Thanks to the watchful eye of ordinary citizens who bore witness to the “crime scene”, a number of cases have been acquitted.
One such case is that of 17-year-old student protester Ho Pak-Hei. On April 2, he was acquitted of assaulting a police officer in Mong Kok in November because a retired couple appeared in court and presented a video that showed the student did not touch any police officer.
W.B. Yeung, from an organization called the Progressive Lawyers Group, recounted Ho's story for non-profit online media the Stand News, and Jason Li turned the post into a comic (republished here with his permission):
The protests, dubbed the Umbrella Revolution or Umbrella Movement by the media, sought to pressure the Beijing government to allow Hong Kong citizens the right to nominate candidates for the city's top leader, called the chief executive. Hong Kong, a special administrative region of mainland China, will vote for the chief executive for the first time in its history in 2017.
Though Secretary for Justice Rimsky Yuen stressed that decisions to prosecute were free from political considerations and would be made in accordance with the penal code and the evidence available, several cases have indicated otherwise. Below are a few examples thus far:
- On March 20, the police decided to drop the charge against a netizen who was accused of “dishonest use of computer” during Occupy Central as they could not provide enough evidence.

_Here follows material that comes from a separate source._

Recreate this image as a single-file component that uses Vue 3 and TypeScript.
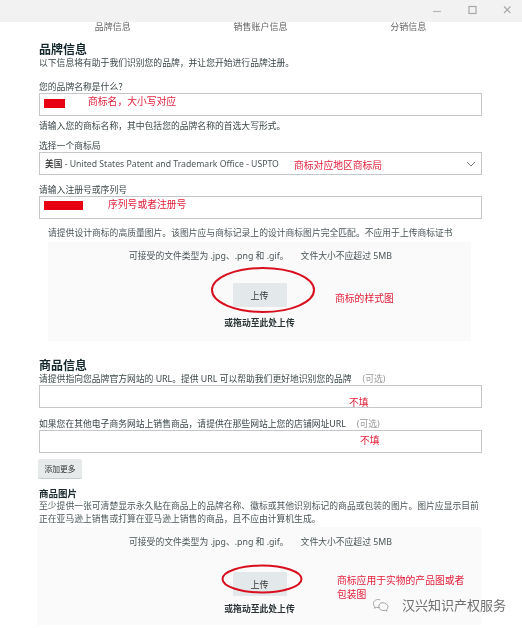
<script setup lang="ts">
const tabs = ['品牌信息', '销售账户信息', '分销信息']
</script>

<template>
  <div class="page">
    <div class="titlebar">
      <svg class="win" width="14" height="14" viewBox="0 0 14 14"><path d="M0 7.5h8" stroke="#b5b5b5" stroke-width="1.2" /></svg>
      <svg class="win" width="14" height="14" viewBox="0 0 14 14"><rect x="2" y="2.5" width="7" height="7" fill="none" stroke="#a8a8a8" stroke-width="1.2" /></svg>
      <svg class="win" width="14" height="14" viewBox="0 0 14 14"><path d="M3 2.5l6.500 6.500M9.500 2.500l-6.500 6.500" stroke="#a8a8a8" stroke-width="1.1" /></svg>
    </div>

    <div class="content">
      <div class="tabs">
        <span v-for="tab in tabs" :key="tab">{{ tab }}</span>
      </div>

      <h2 class="h-first">品牌信息</h2>
      <p class="txt">以下信息将有助于我们识别您的品牌，并让您开始进行品牌注册。</p>

      <p class="txt label l-name">您的品牌名称是什么？</p>
      <div class="field">
        <i class="mask mask-a"></i>
        <span class="note n-name">商标名，大小写对应</span>
      </div>
      <p class="txt help">请输入您的商标名称，其中包括您的品牌名称的首选大写形式。</p>

      <p class="txt label l-office">选择一个商标局</p>
      <div class="field select">
        <span class="val"><b>美国</b> - United States Patent and Trademark Office - USPTO</span>
        <span class="note n-office">商标对应地区商标局</span>
        <svg class="chev" width="10" height="6" viewBox="0 0 10 6"><path d="M1 1l4 4 4-4" fill="none" stroke="#777" stroke-width="1" /></svg>
      </div>

      <p class="txt label l-reg">请输入注册号或序列号</p>
      <div class="field">
        <i class="mask mask-b"></i>
        <span class="note n-reg">序列号或者注册号</span>
      </div>

      <p class="txt hint">请提供设计商标的高质量图片。该图片应与商标记录上的设计商标图片完全匹配。不应用于上传商标证书</p>
      <div class="drop drop-a">
        <p class="txt types">可接受的文件类型为 .jpg、.png 和 .gif。<span class="gap"></span>文件大小不应超过 5MB</p>
        <button class="upload up-a">上传</button>
        <p class="txt or or-a">或拖动至此处上传</p>
        <svg class="ring ring-a" width="104" height="46" viewBox="0 0 104 46"><ellipse cx="52" cy="23" rx="51" ry="22" fill="none" stroke="#d80f1e" stroke-width="2" /></svg>
        <span class="note n-style">商标的样式图</span>
      </div>

      <h2 class="h-second">商品信息</h2>
      <p class="txt label">请提供指向您品牌官方网站的 URL。提供 URL 可以帮助我们更好地识别您的品牌<span class="opt">(可选)</span></p>
      <div class="field">
        <span class="note n-skip-a">不填</span>
      </div>
      <p class="txt label l-shop">如果您在其他电子商务网站上销售商品，请提供在那些网站上您的店铺网址URL<span class="opt">(可选)</span></p>
      <div class="field">
        <span class="note n-skip-b">不填</span>
      </div>
      <button class="more">添加更多</button>

      <p class="txt sub">商品图片</p>
      <p class="txt para">至少提供一张可清楚显示永久贴在商品上的品牌名称、徽标或其他识别标记的商品或包装的图片。图片应显示目前正在亚马逊上销售或打算在亚马逊上销售的商品，且不应由计算机生成。</p>
      <div class="drop drop-b">
        <p class="txt types">可接受的文件类型为 .jpg、.png 和 .gif。<span class="gap"></span>文件大小不应超过 5MB</p>
        <button class="upload up-b">上传</button>
        <p class="txt or or-b">或拖动至此处上传</p>
        <svg class="ring ring-b" width="82" height="30" viewBox="0 0 82 30"><ellipse cx="41" cy="15" rx="39.500" ry="13.500" fill="none" stroke="#d80f1e" stroke-width="2" /></svg>
        <span class="note n-apply">商标应用于实物的产品图或者<br />包装图</span>
      </div>
    </div>

    <div class="mark">
      <svg width="22" height="16" viewBox="0 0 24 16"><g fill="none" stroke="#9a9a9a" stroke-width="1"><path d="M9 2.500c-4-1.500-7.500 1-7.500 4 0 1.500.7 2.500 1.700 3.300l-.4 1.700 2-1c1.200.4 2.500.5 3.500.2" /><path d="M11 5.500c3.500 0 6.500 2 6.500 4.500 0 1.200-.6 2.200-1.500 3l.4 1.700-2-1c-3.500 1-7-1-7-3.700 0-2.500 1.500-4.500 3.600-4.500z" /></g></svg>
      <span>汉兴知识产权服务</span>
    </div>
  </div>
</template>

<style>
html, body { background: #fff; }
</style>

<style scoped>
.page {
  position: relative;
  width: 522px;
  height: 628px;
  overflow: hidden;
  background: #fff;
  color: #3a4648;
  font-family: "Noto Sans", "Noto Sans CJK SC", sans-serif;
  filter: blur(0.35px);
}
.titlebar {
  height: 22px;
  background: #f2f2f2;
  display: flex;
  justify-content: flex-end;
  align-items: center;
  gap: 20px;
  padding-right: 7px;
  box-sizing: border-box;
}
.win { display: block; }
.content { width: 443px; margin-left: 39px; }
.tabs {
  display: grid;
  grid-template-columns: repeat(3, 1fr);
  height: 16px;
  text-align: center;
  font-size: 9px;
  line-height: 10px;
  color: #666;
}
h2 {
  margin: 0;
  font-size: 12px;
  line-height: 14px;
  font-weight: 700;
  color: #12262b;
}
.h-first { margin-top: 5px; }
.h-second { margin-top: 18px; }
.txt { margin: 0; font-size: 8.800px; line-height: 12px; white-space: nowrap; }
.label { height: 12px; line-height: 12px; }
.l-name { margin-top: 12px; }
.l-office { margin-top: 8px; }
.l-reg { margin-top: 9px; }
.l-shop { margin-top: 10px; }
.field {
  position: relative;
  height: 23px;
  box-sizing: border-box;
  border: 1px solid #c4c8c8;
  background: #fff;
}
.help { margin-top: 4px; }
.select { display: flex; align-items: center; padding-left: 5px; font-size: 8.700px; color: #4a5658; }
.select b { font-weight: 500; color: #333; }
.chev { position: absolute; right: 5px; top: 8px; }
.mask { position: absolute; background: #e60012; }
.mask-a { left: 4px; top: 5px; width: 21px; height: 9px; }
.mask-b { left: 4px; top: 4px; width: 39px; height: 9px; }
.note { position: absolute; color: #e2203a; font-size: 9.800px; line-height: 14px; white-space: nowrap; }
.n-name { left: 48px; top: 1px; }
.n-office { left: 254px; top: 6px; }
.n-reg { left: 68px; top: 1px; }
.n-skip-a { left: 309px; top: 10px; }
.n-skip-b { left: 320px; top: 3px; }
.n-style { left: 287px; top: 50px; }
.n-apply { left: 300px; top: 47px; }
.hint { margin: 8px 0 0 9px; color: #4a5658; }
.drop {
  position: relative;
  display: flex;
  flex-direction: column;
  align-items: center;
  background: #fafafa;
  box-sizing: border-box;
}
.drop-a { margin: 3px 11px 0 9px; height: 99px; padding-top: 8px; }
.drop-b { margin: 1px 0 0 -2px; height: 98px; padding-top: 9px; }
.types { color: #4a5658; margin-left: 2px; }
.gap { display: inline-block; width: 12px; }
.upload {
  width: 54px;
  height: 24px;
  padding: 0;
  border: none;
  border-radius: 1px;
  background: #e3e9ea;
  color: #333;
  font-family: inherit;
  font-size: 9px;
}
.up-a { margin-top: 21px; }
.up-b { margin-top: 24px; }
.or { font-weight: 700; color: #2a3436; }
.or-a { margin-top: 10px; }
.or-b { margin-top: 7px; }
.ring { position: absolute; }
.ring-a { left: 163px; top: 25px; }
.ring-b { left: 184px; top: 37px; }
.opt { color: #9a9a9a; margin-left: 11px; }
.more {
  display: block;
  width: 44px;
  height: 20px;
  margin: 6px 0 0 -1px;
  padding: 0;
  border: none;
  border-bottom: 1px solid #c8cccc;
  border-radius: 2px;
  background: #e6eaea;
  color: #333;
  font-family: inherit;
  font-size: 7.800px;
}
.sub { margin-top: 9px; font-weight: 700; font-size: 9.500px; color: #1b2a2d; }
.para { white-space: normal; line-height: 13px; color: #4a5658; }
.mark {
  position: absolute;
  left: 372px;
  top: 595px;
  display: flex;
  align-items: center;
  gap: 8px;
  font-size: 13px;
  line-height: 20px;
  color: #6f6f6f;
  white-space: nowrap;
}
</style>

- On March 28, a journalist was acquitted of assaulting police officers as the police officers’ testimonies contradicted each other.
- On April 10, the Kung Tong Magistrates’ Court asked the police to find the “victim” of an alleged assault committed by an assistant producer of a Hong Kong radio and television news program at the Mong Kok sit-in site in October. The prosecution was built upon police testimonies without the presence of any victim of the assault .
- On April 10, a TV cameraman who was arrested and accused of assaulting police while reporting in Mong Kok in November submitted an application to the court, asking to be allowed to file his own criminal charges against police （”private criminal prosecution“） because they refused to investigate and prosecute four officers who allegedly attacked him during his arrest. Several pieces visual evidence circulated online indicating that the he was suddenly grabbed and pushed to the ground by a number of police officers while he was reporting.
- On April 21, the Secretary of Justice decided to drop the charge against a construction worker who allegedly attacked a police chief at Mong Kok because a new piece of video evidence showed that the police chief was not even present in the spot where the supposed assault took place.
As W.B Yeung concluded in his article “The Courage of Ordinary People, and Its Opposite” about Ho Pak-Hei's acquittal:
Ho’s acquittal and the acts of the elderly couple gave us an opportunity to celebrate the courage of ordinary people. One day, we also hope to celebrate the courage of those in positions of power to admit their mistakes.